Very much appreciate this follow-up from this week’s post. I did not yet get the portable neck fan. It’s still under consideration. I did, however, order an Air Fryer on Prime Day, which should be arriving tomorrow. I am confident it will revolutionize my cooking, my diet, my evening schedule, who I am as a person, etc. Honestly, you might not recognize me next week.
Stay tuned.
How do I fix things after a fight with my daughter? She’s 13 and definitely in full-on moody teen territory. We’ve had a few disagreements recently (usually about things that, objectively, I think I’m right about - like the fact that she can’t keep used/dirty plates in her room), but then it escalates and I end up losing my cool. Things usually go back to normal after a few hours, and we don’t really talk about it afterward, but is this the right thing to do? Should I apologize? Or will that make her think that her behavior was okay all along? Should I force her to apologize?
The situation you’re describing is so common, but that certainly doesn’t make it any easier to deal with. I feel for you!
First off: let me offer some good news. There’s some evidence that the “emotional lability” (i.e., moodiness) that comes with adolescence tends to peak in the earlier years (10-14), so although you’re in the thick of it now, there’s a good chance things will cool down soon. Also, conflict between parents and teens is very normal and, actually, a sign that your teen is developing as they should (i.e., learning to differentiate themselves from you and become independent)—so some disagreement can be a good thing. (I know, I know. It definitely doesn’t feel that way.)
So what can you do? First, recognize your patterns. Many families fall into an accidental pattern of “negative reinforcement” that works like this: a disagreement starts, then it slowly (or quickly) escalates until one or both parties crosses the line (i.e., yells, says something they regret, etc.), and then it ends. We’re then more likely to cross the line in the future because we’ve “learned” (unconsciously) that when we cross the line, the fighting stops (see this post for more). The solution? When you notice things escalating, have a quick line ready (e.g., I need some space. We’ll talk about this later), deliver it calmly, and gently walk away.

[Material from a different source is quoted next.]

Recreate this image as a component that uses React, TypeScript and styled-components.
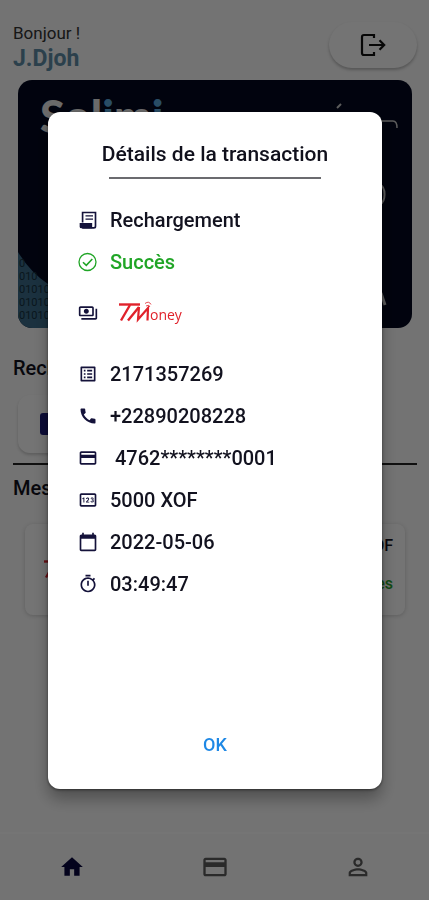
import React from "react";
import styled, { createGlobalStyle } from "styled-components";
import {
  MdCalendarToday,
  MdCall,
  MdCreditCard,
  MdHome,
  MdListAlt,
  MdOutlinePayments,
  MdOutlinePin,
  MdOutlineTimer,
  MdPersonOutline,
} from "react-icons/md";

const GlobalStyle = createGlobalStyle`
  *, *::before, *::after { box-sizing: border-box; }
  body {
    margin: 0;
    background: #fafafa;
    color: #10101c;
    font-family: Roboto, "Liberation Sans", sans-serif;
  }
  button { font: inherit; border: 0; padding: 0; background: none; cursor: pointer; }
`;

const Screen = styled.div`
  min-height: 100vh;
  display: flex;
  flex-direction: column;
`;

const Main = styled.main`
  flex: 1;
  padding: 22px 12px 0 13px;
`;

const Header = styled.header`
  display: flex;
  justify-content: space-between;
  align-items: flex-start;
`;

const Greeting = styled.p`
  margin: 0;
  font-size: 17px;
  line-height: 22px;
  color: #333;
`;

const UserName = styled.h1`
  margin: 0;
  font-size: 23px;
  line-height: 30px;
  font-weight: 700;
  color: #5f8ca5;
`;

const LogoutButton = styled.button`
  display: grid;
  place-items: center;
  width: 88px;
  height: 46px;
  border-radius: 23px;
  background: #fdfdfd;
  color: #111;
  box-shadow: 0 2px 3px rgba(0, 0, 0, 0.25);
`;

const BankCard = styled.section`
  position: relative;
  height: 248px;
  margin: 6px 5px 0;
  border-radius: 14px;
  overflow: hidden;
  background: #03081f;
`;

const Brand = styled.div`
  padding: 8px 22px;
  font-family: Lato, sans-serif;
  font-size: 45px;
  line-height: 56px;
  font-weight: 900;
  color: #e6e6e6;
  span { color: #5aa7dc; }
`;

const CardArt = styled.svg`
  position: absolute;
  inset: auto auto 0 0;
`;

const CardMarks = styled.svg`
  position: absolute;
  top: 0;
  right: 0;
`;

const SectionTitle = styled.h2`
  margin: 0;
  font-size: 20px;
  line-height: 24px;
  font-weight: 500;
`;

const Recharge = styled.section`
  padding: 28px 0 10px;
  border-bottom: 2px solid #222;
`;

const RechargeTile = styled.button`
  display: flex;
  align-items: center;
  width: 110px;
  height: 58px;
  margin: 15px 5px 0;
  padding-left: 22px;
  border-radius: 12px;
  background: #fdfdfd;
  box-shadow: 0 2px 3px rgba(0, 0, 0, 0.18);
`;

const CardChip = styled.span`
  width: 34px;
  height: 22px;
  border-radius: 3px;
  background: #1b1b78;
`;

const History = styled.section`
  padding-top: 11px;
`;

const HistoryItem = styled.article`
  display: flex;
  justify-content: space-between;
  align-items: center;
  height: 91px;
  margin: 24px 12px 0;
  padding: 0 12px 0 18px;
  border-radius: 8px;
  background: #fdfdfd;
  box-shadow: 0 1px 4px rgba(0, 0, 0, 0.18);
`;

const Amounts = styled.div`
  display: grid;
  gap: 18px;
  padding-bottom: 10px;
  text-align: right;
  font-size: 16px;
  line-height: 20px;
  font-weight: 500;
`;

const Success = styled.span`
  color: #27a32b;
`;

const BottomNav = styled.nav`
  display: grid;
  grid-template-columns: repeat(3, 1fr);
  height: 68px;
  border-top: 2px solid #fff;
`;

const NavButton = styled.button<{ $active?: boolean }>`
  display: grid;
  place-items: center;
  color: ${(p) => (p.$active ? "#0a0840" : "#5c5c5c")};
`;

const Scrim = styled.div`
  position: fixed;
  inset: 0;
  display: flex;
  padding: 112px 47px 111px 48px;
  background: rgba(0, 0, 0, 0.54);
`;

const Dialog = styled.section`
  flex: 1;
  min-width: 0;
  display: flex;
  flex-direction: column;
  padding: 30px 30px 29px;
  border-radius: 12px;
  background: #fff;
  box-shadow: 0 10px 16px rgba(0, 0, 0, 0.3), 0 1px 3px rgba(0, 0, 0, 0.5);
`;

const DialogTitle = styled.h2`
  margin: 0;
  text-align: center;
  white-space: nowrap;
  font-size: 21px;
  line-height: 25px;
  font-weight: 500;
`;

const TitleRule = styled.hr`
  align-self: stretch;
  height: 2px;
  margin: 10px 31px 0;
  border: 0;
  background: #6b6b6f;
`;

const Details = styled.ul`
  flex: 1;
  margin: 20px 0 0;
  padding: 0;
  list-style: none;
`;

const Detail = styled.li<{ $tone?: string; $tall?: boolean }>`
  display: flex;
  align-items: center;
  gap: ${(p) => (p.$tall ? 20 : 12)}px;
  height: ${(p) => (p.$tall ? 60 : 42)}px;
  margin-bottom: ${(p) => (p.$tall ? 10 : 0)}px;
  font-size: 20px;
  line-height: 24px;
  font-weight: 500;
  color: ${(p) => p.$tone ?? "#12121f"};
  white-space: pre;
  > svg { flex: none; color: ${(p) => p.$tone ?? "#14123a"}; }
`;

const OkButton = styled.button`
  align-self: center;
  padding: 0 16px;
  font-size: 18px;
  line-height: 30px;
  font-weight: 500;
  color: #1e88e5;
`;

const LogoutIcon = () => (
  <svg width="26" height="24" viewBox="0 0 26 24" fill="none" stroke="currentColor" strokeWidth="2.2" aria-hidden="true">
    <path d="M14 5V2H4Q2 2 2 4v16q0 2 2 2h10v-3" />
    <path d="M9 12H24M19.500 7.200 24.200 12l-4.700 4.800" />
  </svg>
);

const ReceiptIcon = () => (
  <svg width="20" height="20" viewBox="0 0 24 24" fill="none" stroke="currentColor" aria-hidden="true">
    <path d="M5.500 15V3H21V19.500Q21 21.500 19 21.500H5" strokeWidth="2" />
    <path d="M9 7h9M9 11h9" strokeWidth="1.600" />
    <path d="M2 15.500H17V22H4Q2 22 2 20Z" fill="currentColor" stroke="none" />
  </svg>
);

const SuccessIcon = () => (
  <svg width="20" height="20" viewBox="0 0 20 20" fill="none" stroke="currentColor" strokeWidth="1.300" aria-hidden="true">
    <circle cx="9.500" cy="10" r="8.500" />
    <path d="M5 10.200 8.300 13.400 14.300 7" strokeWidth="1.600" />
  </svg>
);

const TMoneyLogo = () => (
  <svg width="66" height="26" viewBox="0 0 66 26" role="img" aria-label="TMoney" fill="#e0222b">
    <g fill="none" stroke="#e0222b">
      <path d="M1 4.500H22" strokeWidth="2.400" />
      <path d="M12 5 3 20.500M10 20.500 21 7" strokeWidth="2.400" />
      <path d="M21 7 20 19.500 30 8 29.500 20.500" strokeWidth="2.200" />
      <path d="M27 3.500q4-3 6 1M28 6q3-2 4 1" strokeWidth="0.800" />
    </g>
    <text x="32" y="20" fontFamily="Open Sans, sans-serif" fontSize="14" fontWeight="500">oney</text>
  </svg>
);

const details = [
  { icon: MdListAlt, text: "2171357269" },
  { icon: MdCall, text: "+22890208228" },
  { icon: MdCreditCard, text: " 4762********0001" },
  { icon: MdOutlinePin, text: "5000 XOF" },
  { icon: MdCalendarToday, text: "2022-05-06" },
  { icon: MdOutlineTimer, text: "03:49:47" },
];

export default function App() {
  return (
    <>
      <GlobalStyle />
      <Screen>
        <Main>
          <Header>
            <div>
              <Greeting>Bonjour !</Greeting>
              <UserName>J.Djoh</UserName>
            </div>
            <LogoutButton aria-label="Déconnexion">
              <LogoutIcon />
            </LogoutButton>
          </Header>
          <BankCard>
            <Brand>
              Sol<span>i</span>m<span>i</span>
            </Brand>
            <CardArt width="60" height="78" viewBox="0 0 60 78" aria-hidden="true">
              <path d="M0 2Q12 22 30 34T60 52V78H0Z" fill="#3b6c8a" />
              <g fill="#16303f" fontFamily="Roboto, sans-serif" fontSize="11">
                <text x="1" y="17">0</text>
                <text x="1" y="30">010</text>
                <text x="1" y="43">01010</text>
                <text x="1" y="56">010101</text>
                <text x="1" y="69">010101</text>
              </g>
            </CardArt>
            <CardMarks width="90" height="248" viewBox="0 0 90 248" fill="none" stroke="#c9c9c9" strokeWidth="1.500" aria-hidden="true">
              <path d="M15 28l4-4" strokeWidth="2" />
              <path d="M56 41H71q4 0 4 7" />
              <path d="M58 105c6 2 6 17 0 19" strokeWidth="2" />
              <path d="M59 213l4 12" strokeWidth="3" />
            </CardMarks>
          </BankCard>
          <Recharge>
            <SectionTitle>Recharger</SectionTitle>
            <RechargeTile aria-label="Carte">
              <CardChip />
            </RechargeTile>
          </Recharge>
          <History>
            <SectionTitle>Mes transactions</SectionTitle>
            <HistoryItem>
              <TMoneyLogo />
              <Amounts>
                <span>5000 XOF</span>
                <Success>Succès</Success>
              </Amounts>
            </HistoryItem>
          </History>
        </Main>
        <BottomNav>
          <NavButton $active aria-label="Accueil">
            <MdHome size={26} />
          </NavButton>
          <NavButton aria-label="Carte">
            <MdCreditCard size={28} />
          </NavButton>
          <NavButton aria-label="Profil">
            <MdPersonOutline size={28} />
          </NavButton>
        </BottomNav>
      </Screen>
      <Scrim>
        <Dialog role="dialog" aria-modal="true" aria-labelledby="dialog-title">
          <DialogTitle id="dialog-title">Détails de la transaction</DialogTitle>
          <TitleRule />
          <Details>
            <Detail>
              <ReceiptIcon />
              Rechargement
            </Detail>
            <Detail $tone="#20a526">
              <SuccessIcon />
              Succès
            </Detail>
            <Detail $tall>
              <MdOutlinePayments size={20} />
              <TMoneyLogo />
            </Detail>
            {details.map(({ icon: Icon, text }) => (
              <Detail key={text}>
                <Icon size={20} />
                {text}
              </Detail>
            ))}
          </Details>
          <OkButton>OK</OkButton>
        </Dialog>
      </Scrim>
    </>
  );
}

Next, what to do if you lose your cool? Many parents worry that apologizing will undermine their authority or, as you mentioned, somehow convey that their child’s behavior was acceptable. The evidence does not support this. Effective apologies actually model the things we want to see in our kids, like taking responsibility for our actions and showing respect. You can apologize for your part (i.e., losing your cool) without condoning your child’s behavior, and, as an added bonus, this may prompt your child to reflect on their own actions and (fingers crossed) be more likely to apologize to you in the future.
The two most important components of effective apologies are: (1) Acknowledging responsibility and (2) Offering repair. So, this might look something like: I’m sorry I raised my voice and said those things before. It was not okay that I acted that way toward you. [acknowledge responsibility]. I’m going to work hard next time to make sure I keep my voice down and am respectful, even if we’re having a disagreement. [Offer repair].
Finally, if you’re noticing the same issues coming up repeatedly (i.e., the dreaded dishes-in-the-room scenario), consider sitting down at a time when both of you are calm to discuss the problem, why it’s happening, and potential solutions. (See this post on problem-solving).
Hang in there!
I’m pregnant with my first baby, and I’m really excited, but also finding that all the rules and recommendations are driving me kind of insane. It feels like there’s always something I COULD be doing to maximize the chances my baby is healthy/safe, but there are so many rules! And if I don’t follow them all, I feel guilty and anxious that I’m harming the baby (even if logically, I know this isn’t true). Am I crazy?